4. Het hof overweegt als volgt.
4.1 Voorop staat dat ingevolge art. 165 lid 1 Rv ieder die daartoe op wettige wijze is opgeroepen, verplicht is getuigenis af te leggen. Ook de getuige die zich wenst te beroepen op een wettelijk verschoningsrecht of die meent een andere, bijzondere reden te hebben waarom het afleggen van een verklaring van hem niet kan worden verlangd, zal als regel ter terechtzitting moeten verschijnen om daar tegenover de rechter en partijen die immers belang erbij hebben dat aan deze verplichting uitvoering wordt gegeven, de gronden van zijn weigering kenbaar en voor de rechter toetsbaar te maken.
In gevallen waarin aanstonds duidelijk is dat dergelijke gronden aanwezig zijn kan de getuige deze tevoren schriftelijk aan de rechter en de betrokken partijen bekend maken. Indien de partij die de getuige heeft opgeroepen zich niet met deze gronden kan verenigen, zoals in dit geval, zal de getuige moeten verschijnen voordat de rechter een beslissing over de weigeringsgrond(en) neemt, tenzij de partij die volhardt bij de oproeping van de getuige geen enkel in rechte te respecteren belang bij de verschijning van de getuige heeft aangevoerd. In dat geval kan de rechter op schriftelijk verzoek van de getuige, vooraf op de weigeringsgrond(en) beslissen (HR 19 september 2003, NJ 2005, 454).

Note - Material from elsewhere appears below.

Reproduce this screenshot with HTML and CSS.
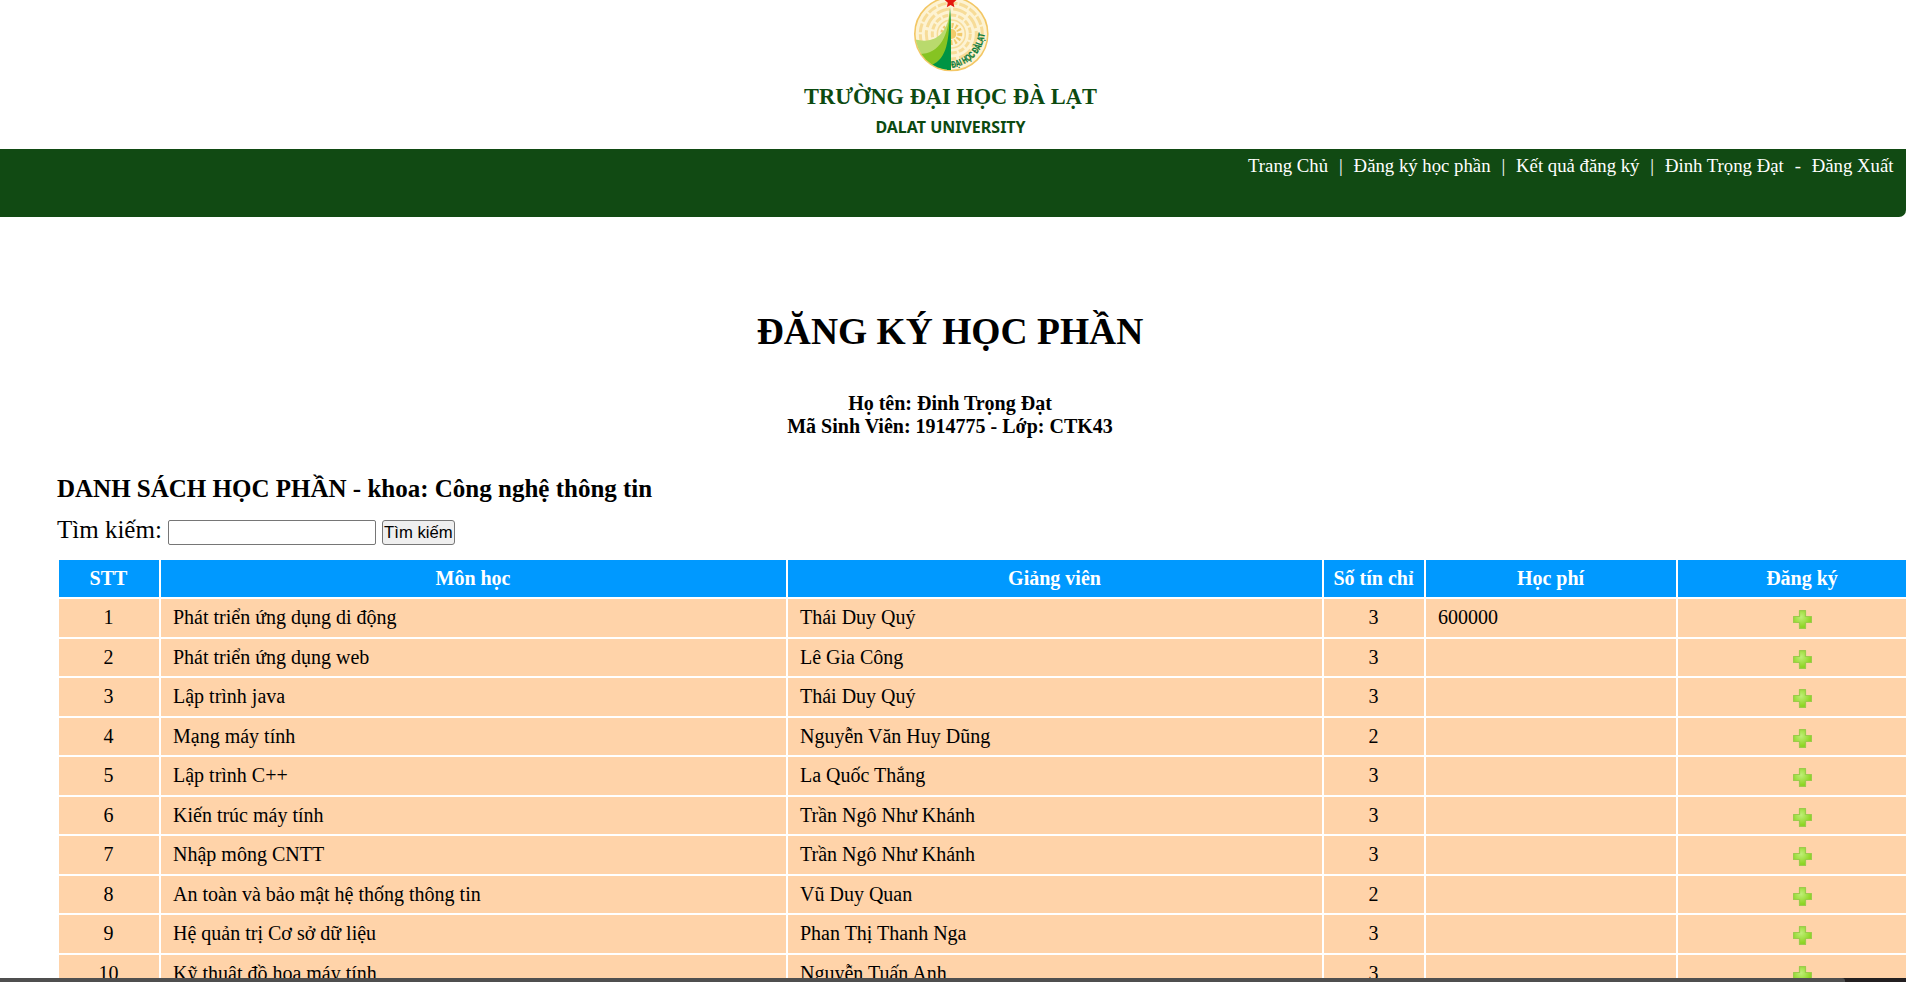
FILE: index.html
```
<!DOCTYPE html>
<html lang="vi">
<head>
<meta charset="utf-8">
<title>Đăng ký học phần</title>
<link rel="stylesheet" href="styles.css">
</head>
<body>
<header class="banner">
  <svg class="logo" width="76" height="72" viewBox="912 0 76 72">
    <defs>
      <clipPath id="disc"><circle cx="950.3" cy="34" r="36"/></clipPath>
      <path id="arc" d="M951 68 C 969 65 983 52 984.5 29"/>
    </defs>
    <circle cx="950.3" cy="34" r="36.5" fill="#fdf3d3" stroke="#f3c765" stroke-width="1.6"/>
    <g fill="none" stroke="#f7dc98">
      <circle cx="950.3" cy="34" r="31" stroke-width="3" stroke-dasharray="9 2"/>
      <circle cx="950.3" cy="34" r="25" stroke-width="3" stroke-dasharray="14 3"/>
      <circle cx="950.3" cy="34" r="19" stroke-width="3" stroke-dasharray="6 2"/>
      <circle cx="950.3" cy="34" r="14" stroke-width="1.5"/>
      <circle cx="950.3" cy="34" r="8.5" stroke="#f2ca6c" stroke-width="5" stroke-dasharray="2 2"/>
    </g>
    <circle cx="950.3" cy="34" r="5" fill="#f3cb6a"/>
    <g clip-path="url(#disc)">
      <path d="M949 8 C948 30 937 46 912 39 V72 H950Z" fill="#b9da6d"/>
      <path d="M949 8 C948 36 939 54 918 54 V72 H950Z" fill="#86c322"/>
      <path d="M949 8 C948 42 946 58 931 65 V72 H950Z" fill="#009444"/>
    </g>
    <path d="M949.6 7 L948 40 L946 70 H950Z" fill="#009444"/>
    <path d="M949.6 -4 l1.7 3.6 4.2 .4 -3.1 2.8 1 4.5 -3.8 -2.4 -3.8 2.4 1 -4.5 -3.1 -2.8 4.2 -.4Z" fill="#e3170d"/>
    <text class="logo-text"><textPath href="#arc" textLength="51" lengthAdjust="spacingAndGlyphs">ĐẠI HỌC ĐÀLẠT</textPath></text>
  </svg>
  <div class="school">TRƯỜNG ĐẠI HỌC ĐÀ LẠT</div>
  <div class="school-en">DALAT UNIVERSITY</div>
</header>
<nav class="menu">
  <a>Trang Chủ</a><span>|</span><a>Đăng ký học phần</a><span>|</span><a>Kết quả đăng ký</a><span>|</span><a>Đinh Trọng Đạt</a><span class="dash">-</span><a>Đăng Xuất</a>
</nav>
<main>
  <h1>ĐĂNG KÝ HỌC PHẦN</h1>
  <div class="student">Họ tên: Đinh Trọng Đạt<br>Mã Sinh Viên: 1914775 - Lớp: CTK43</div>
  <h2>DANH SÁCH HỌC PHẦN - khoa: Công nghệ thông tin</h2>
  <form class="search"><label for="q">Tìm kiếm:</label><input id="q" type="text"><button type="button">Tìm kiếm</button></form>
  <div class="grid" id="courses">
    <div class="th">STT</div><div class="th">Môn học</div><div class="th">Giảng viên</div><div class="th">Số tín chỉ</div><div class="th">Học phí</div><div class="th">Đăng ký</div>
  </div>
</main>
<div class="scrollbar"><div class="thumb"></div></div>
<svg width="0" height="0" class="defs">
  <defs>
    <radialGradient id="green" cx=".42" cy=".36" r=".62"><stop offset="0" stop-color="#c0ee78"/><stop offset="1" stop-color="#88d31a"/></radialGradient>
    <symbol id="plus" viewBox="0 0 19 19"><path d="M6.5 .6h6v5.9h5.9v6h-5.9v5.9h-6v-5.9H.6v-6h5.9Z" fill="url(#green)" stroke="#9ccb4c" stroke-width="1.2" stroke-linejoin="round"/></symbol>
  </defs>
</svg>
<script src="app.js"></script>
</body>
</html>
```
FILE: styles.css
```
html, body { height: 100%; }
body { margin: 0; height: 982px; overflow: hidden; position: relative; background: #fff; color: #000; font-family: "Liberation Serif", "Times New Roman", serif; }
.banner { height: 149px; display: flex; flex-direction: column; align-items: center; padding-right: 5px; box-sizing: border-box; }
.logo { display: block; flex: none; }
.logo-text { font: bold 9.5px "Liberation Sans", Arial, sans-serif; fill: #0b7a3b; stroke: #0b7a3b; stroke-width: .3px; }
.school { margin-top: 11px; font-size: 22.4px; line-height: 28px; font-weight: bold; color: #0c4a10; white-space: nowrap; }
.school-en { margin-top: 6px; font: bold 16px/20px "Noto Sans", sans-serif; color: #0c4a10; white-space: nowrap; }
.menu { height: 68px; box-sizing: border-box; padding: 6px 12.5px 0 0; display: flex; justify-content: flex-end; align-items: flex-start; background: #114a13; border-bottom-right-radius: 7px; color: #fff; font-size: 18.75px; line-height: 22px; white-space: nowrap; }
.menu span { width: 25.5px; text-align: center; }
.menu .dash { width: 28px; }
main { padding-left: 57px; }
h1 { margin: 92px 0 0 -57px; padding-right: 6px; text-align: center; font-size: 37.5px; line-height: 46px; }
.student { margin: 37px 0 0 -57px; padding-right: 6px; text-align: center; font-weight: bold; font-size: 20px; line-height: 23px; }
h2 { margin: 36px 0 0; font-size: 25px; line-height: 30px; }
.search { display: flex; height: 34px; margin: 12px 0 10px; align-items: flex-start; font-size: 25px; line-height: 28px; }
.search input { box-sizing: border-box; width: 208px; height: 25px; margin: 4px 6px 0; border: 1px solid #767676; border-radius: 2px; }
.search button { box-sizing: border-box; width: 73px; height: 25px; margin-top: 4px; padding: 0; border: 1px solid #767676; border-radius: 3px; background: #efefef; color: #000; font: 16.67px "Liberation Sans", Arial, sans-serif; white-space: nowrap; }
.grid { margin-left: 2px; display: grid; grid-template-columns: 100px 625px 534px 100px 250px 249px; grid-template-rows: 37px; grid-auto-rows: 37.5px; gap: 2px; font-size: 20px; line-height: 37px; white-space: nowrap; }
.th { background: #09f; color: #fff; font-weight: bold; text-align: center; padding-right: 1px; }
.td { background: #ffd3a9; padding-left: 12px; }
.td.mid { padding: 0 1px 0 0; text-align: center; }
.plus { display: block; width: 19px; height: 19px; margin: 11px auto 0; }
.scrollbar { position: absolute; left: 0; right: 0; bottom: 0; height: 4px; background: #231f20; }
.thumb { width: 1845px; height: 4px; background: #4f4f4f; border-top-right-radius: 3px; }
.defs { position: absolute; }
```
FILE: app.js
```
const courses = [
  ["Phát triển ứng dụng di động", "Thái Duy Quý", 3, "600000"],
  ["Phát triển ứng dụng web", "Lê Gia Công", 3, ""],
  ["Lập trình java", "Thái Duy Quý", 3, ""],
  ["Mạng máy tính", "Nguyễn Văn Huy Dũng", 2, ""],
  ["Lập trình C++", "La Quốc Thắng", 3, ""],
  ["Kiến trúc máy tính", "Trần Ngô Như Khánh", 3, ""],
  ["Nhập mông CNTT", "Trần Ngô Như Khánh", 3, ""],
  ["An toàn và bảo mật hệ thống thông tin", "Vũ Duy Quan", 2, ""],
  ["Hệ quản trị Cơ sở dữ liệu", "Phan Thị Thanh Nga", 3, ""],
  ["Kỹ thuật đồ họa máy tính", "Nguyễn Tuấn Anh", 3, ""]
];
document.getElementById("courses").insertAdjacentHTML("beforeend", courses.map((c, i) =>
  `<div class="td mid">${i + 1}</div><div class="td">${c[0]}</div><div class="td">${c[1]}</div><div class="td mid">${c[2]}</div><div class="td">${c[3]}</div><div class="td mid"><svg class="plus"><use href="#plus"/></svg></div>`
).join(""));
```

4.2 Niet in geschil is dat de aan de getuigen te stellen vragen alle erop gericht zijn te weten te komen of personen in dienst van de Staat degenen zijn geweest die de vertrouwelijke informatie ter beschikking hebben gesteld van [verzoekers], of in elk geval, of de bronnen van [verzoekers], bij uitsluiting van anderen, horen tot de kring van personen voor wie de Staat aansprakelijk is. Uit art. 10 lid 1 EVRM vloeit voor een journalist in beginsel het recht voort zich te verschonen van het beantwoorden van een hem gestelde vraag indien hij daardoor het bekend worden van zijn bron zou riskeren, maar dat de rechter een beroep op dit recht niet behoeft te honoreren wanneer hij van oordeel is dat in de bijzondere omstandigheden van het gegeven geval openbaring van die bron in een democratische samenleving noodzakelijk is met het oog op een of meer van de in het tweede lid van voormelde verdragsbepaling bedoelde, door degene die de journalist als getuige doet horen, te stellen en, zonodig, aannemelijk te maken belangen (HR 10 mei 1996, NJ 1996, 578).
4.3 In aanmerking genomen dat alle vragen in het getuigenverhoor erop gericht zullen zijn dat de bron(nen) van [verzoekers] bekend worden, is het hof van oordeel dat [verzoekers] een goede grond hebben om het afleggen van een verklaring te weigeren. Dat het [verweerder] niet per se er om te doen is dat de naam van de bron(nen) bekend wordt, maar dat het hem vooral gaat om de kring waarbinnen de bron(nen) moet worden gezocht en dat hij [verzoekers] daartoe wenst te doen horen over de wijze waarop zij hun informatie hebben gekregen, doet aan dat oordeel niet af. Het beantwoorden van vragen over de wijze van verkrijging van informatie draagt nu eenmaal het gevaar in zich dat de bron bekend wordt en valt derhalve onder het recht van [verzoekers] om hun bron geheim te houden.
Ook de omstandigheid dat er mogelijk meerdere en/of anonieme bronnen zijn en bronnen aan wie niet geheimhouding is toegezegd, doet aan het oordeel van het hof niet af.
4.4 De volgende vraag is dan of in de bijzondere omstandigheden van het gegeven geval openbaring van de bron in een democratische samenleving noodzakelijk is met het oog op een of meer van de in artikel 10, tweede lid, EVRM bedoelde belangen. [verweerder] heeft in zijn verzoekschrift aangevoerd, dat hij geen andere mogelijkheid heeft dan doordat [verzoekers] hun bronnen openbaar maken, om de Staat in rechte te kunnen betrekken ter verkrijging van schadevergoeding. Dit belang is op zichzelf onvoldoende om op te wegen tegen het zwaarwegend publiek belang van bescherming van journalistieke bronnen. Andere belangen die [verweerder] zelf heeft, heeft hij niet gesteld. De conclusie is derhalve dat [verweerder] geen in rechte te respecteren belang heeft bij verschijning van [verzoekers].
4.5 Al hetgeen hiervoor is overwogen brengt mee, dat op voorhand kan worden beslist dat het afleggen van een verklaring niet van [verzoekers] kan worden gevergd en dat [verzoekers] niet ter terechtzitting hoeven te verschijnen. De grieven slagen dus.